There’s usually anywhere from a couple to thirty or so practioners lined up on the sidewalk, mats butting up against the lawn, even in snow and rain and storms and blazing sun. (That’s me, the shrimp, second from the left in the photo above.) Okay, no snow, but definitely blazing sun in the summer. That’s when you’ll find me chasing every bit of shade I can find.

This was a hot day, even at 8 in the morning. I found a spot hugging the side of the pergola there to the right in the first photo and focused on letting go of my obsession with perfection. Pain is a great teacher. But I’m a reluctant student. And then came time for the leg lifts, etc. done on our backs. That’s when a flock of pelicans drifted above, riding the currents, feet pulled in like landing gear.  They measure fifty inches from bill to toe, and have six-and-a-half-foot wingspans, but these numbers don’t convey the heft of their presence. As I lifted and lowered my legs up and down, I watched as they flapped several times then coasted again. I knew from studying them before that a rhythm reveals itself: effort, glide, effort, glide. I’ll get there.

The Beach

I’d had it with trying to finding an ending to my latest book—why did I ever think I was a writer?  A good time to take three-month-old Fergie down to the beach for her first visit.   She’s a brindle Staffordshire Bull Terrier, golden stripey-like.  Picture a cross between a pot-bellied pig and a cartoon warthog from Lion King.  Jake, her big bro—same breed—led the way.  It’s a mile from my house in Laguna Canyon to Main Beach.

With the sky a cerulean blue, a wintery 60 degrees in the sun, 45 in the shade, we headed down the canyon.  There were still traces of the knee high river of mud that raged down Canyon Acres just two weeks earlier from our 40 days and 40 nights of rain–okay, a week–now a fine ecru-colored dust that covered the street.  Everything else was so green: bushes, trees, those clumps of grass that had appeared overnight; you want to swipe your finger to check for wet green paint.

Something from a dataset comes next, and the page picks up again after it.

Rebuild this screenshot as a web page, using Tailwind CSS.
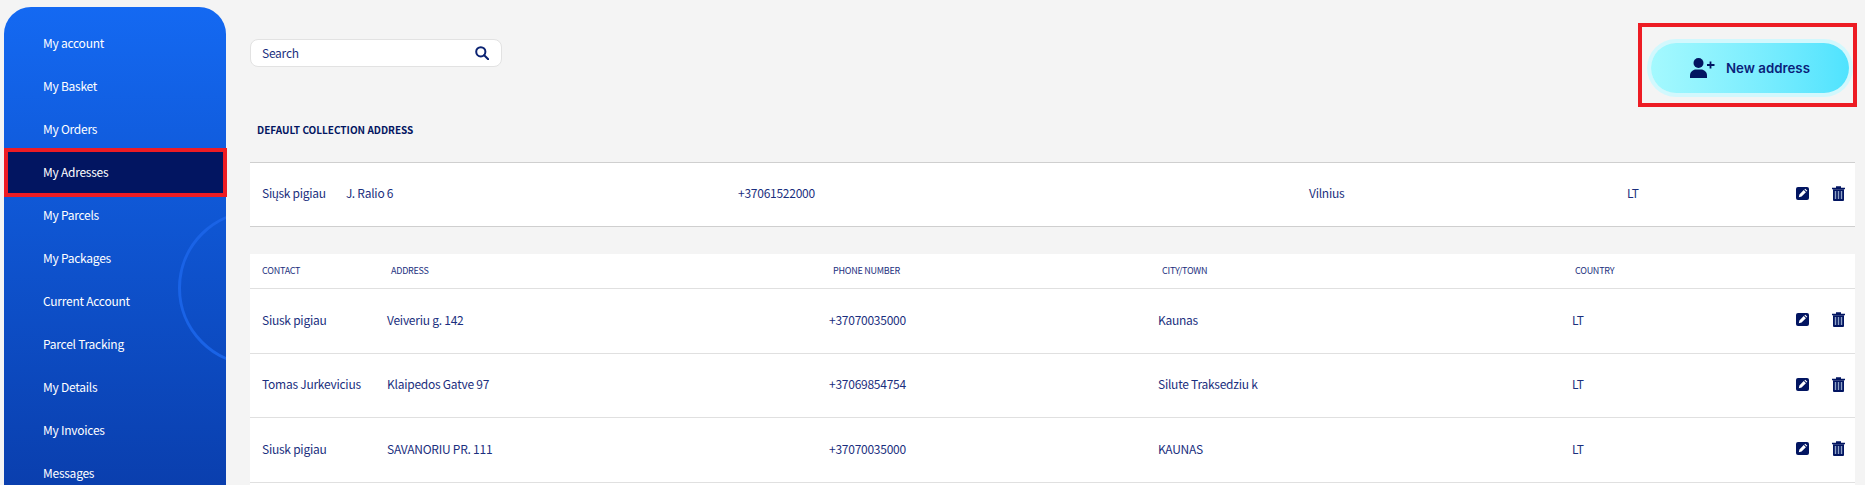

Fergie either charged forward, or catching sight of her skinny pink leash, latched onto it with her needle-sharp teeth and slammed on brakes–tug-a-war time–forcing me to either stop and play, drag her along, or carry her.  With a combo of this and her twelve impassioned pleas to passersby for a little love, we made it down to Main Beach.  I was beginning to feel a little edgy at all the time this was taking.  I really should’ve stayed home and stuck with wrestling my story to a close.

I jumped onto the sand from the boardwalk.  Jake leapt after me, shouting in doggy dialogue, Whoa! there’s those birds again, let me at ‘em!  Fergie, still cadging for connection, came to a dead halt at the edge of the boardwalk.  A seagull squawked above.  Her head jerked up and she stared at the bird, following its flight for a moment.  Reflexively, I did the same, caught at the sight of the seagull’s effortless grace as it did wheelies in the sky.  Yow.  It had been awhile since I’d watched a seagull in flight.  Jake barked.  Let’s go.  He gets his impatience from me.

I gave Fergie’s leash a gentle tug.  She tumbled onto the sand and charged after me, head down like one of those bloodhounds on the job, sniffing loudly from left to right.  Jake made a mad dash for a clump of sandpipers at the edge of the water and I let him go—leash law be damned—while I watched Fergie on her discovery of sand and sea.  At water’s edge, she stopped sniffing, lifted her chin and stared at the expanse in front of her.  No way, her look said.  She backed up.  I sank onto the sand behind her just out of reach of the water and watched as a wave rolled in up to her knees before receding.  She froze and looking as if she’d stepped in a pile of shit, high stepped over to me and, with dripping paws, leapt onto my lap.

Jake returned with gifts of seaweed and driftwood and Fergie ventured out again, this time staying clear of the water.  In front of me, a watery mirror left behind by the receding ocean reflected a cloud above then was gone.  I stared at it willing it back, just like I’d been willing back all those story ideas that had been waking me in the middle of the night only to disappear when I opened my eyes to write them down.  I rose to my feet.

It was time to return home to face the blank page.  A little more heel-and-Fergie-dragging and I was back in my chair.  A few words haltingly appeared out of nowhere, kind of like a door had been cracked, a door whose key had been fashioned from wonder and nature.  More words appeared.  I was a writer again.